The administrative burden could increase still further as Renesas investigates other cloud providers where it has a presence, such as Alibaba in China.

The company is currently looking into Nutanix NC2 to ease the management overhead, reduce the need for cloud-specific skills, and also increase choice of instance configurations. “You can optimise that cloud infrastructure even better if you're using the bare metal services, because you don't have to take the standard shapes that the cloud providers offer.”

As far as protecting the precious IP on premises goes: “That’ll be Nutanix or NetApp, with IPLM [Innovation and Product Lifecycle Management] tools on top - they're enforcing business rules out of that IP to allow where it can be copied to where it can and who can access it.”

Managing that IP in a can be a challenge for chipmakers, in that silicon chips are modular, built up of component parts like Lego, and from time to time individual modules can find themselves subject to trade restrictions, meaning a brick is missing. An important management task, therefore, is ensuring that certain data can only be resident in particular countries while maximising its availability.

A HCI early adopter

Renesas was an early adopter of hyperconverged infrastructure (HCI), in an effort to simplify the tech stack. Its journey began in 2014 with SimpliVity, which was later purchased by HP. “It was a very good product, but it did tie you into hardware,” Doherty noted. “When things failed, it's not off-the-shelf hardware and it took some time to get fixed.

“We knew we liked HCI. It was the ease of implementation, taking us away from the traditional three-tier model. It was great that we could have a team that could do things very quickly, rapidly.”

When the HP contract came to an end the company decided to shift to something hardware agnostic, landing on Nutanix AHV, after first considering VMware. Renesas remains a major VMware customer, but has embarked on an 18-month programme to replace it as contracts end.

“VMware was king for so long,” said Doherty. “But here were lots of modules that you had to licence separately. It was a very confusing model. Licensing decisions, particularly around virtual machine software, have always been a complex subject.”

Indeed, over and above potential cost savings, licensing issues were the main factor that swung the HCI decision in favour of Nutanix.

“Nutanix was a really straightforward. You knew exactly where you stood. You knew if you needed to do something, then you didn't have to go and find a specialist licensing consultant to ensure that you've made all the right decisions. It was just easy to understand.”

Renesas is looking to AI to help rationalise aspects of its operations. The company has set up a global AI group as a centre of excellence for AI development. It’s first tool, still in development, is a system to pore over the reams of manufacturing and product documentation spread all over the world to allow people to better understand the company’s vast repositories of knowledge.

“We're creating vector databases and using RAG type algorithms to build some applications to search documentation.” Doherty said. “They're looking at using LLM models that are there today, rather than trying to build something from scratch.”
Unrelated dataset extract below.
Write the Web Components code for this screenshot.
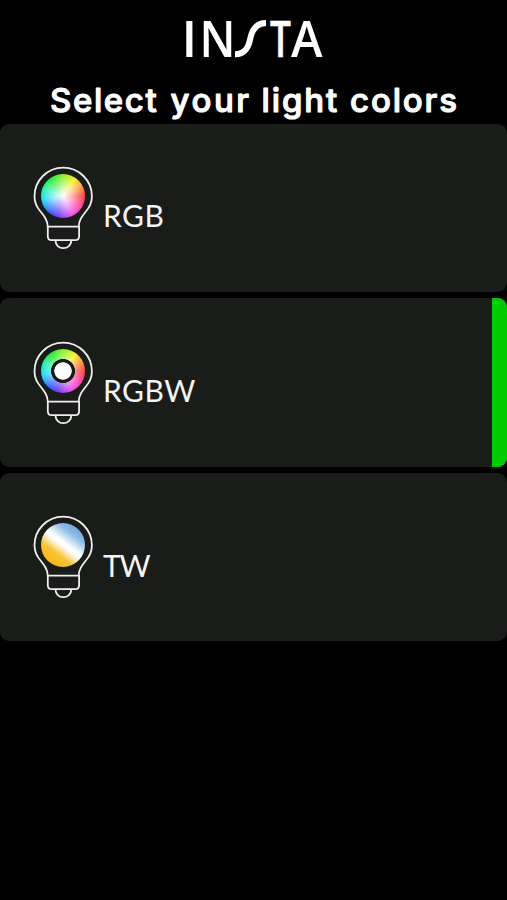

In the future he sees great potential for AI to identify problems in the semiconductor manufacturing process to increase efficiency and reduce waste.

"You never get 100% yield of what you manufacture, but you want to get that as close to 100% as you can. What we're thinking AI will allow us to identify problems in the manufacturing process... trace it back through the systems and find out, what was it? Was it a person on a day, you know, did something wrong? Was it a machine that was failing?”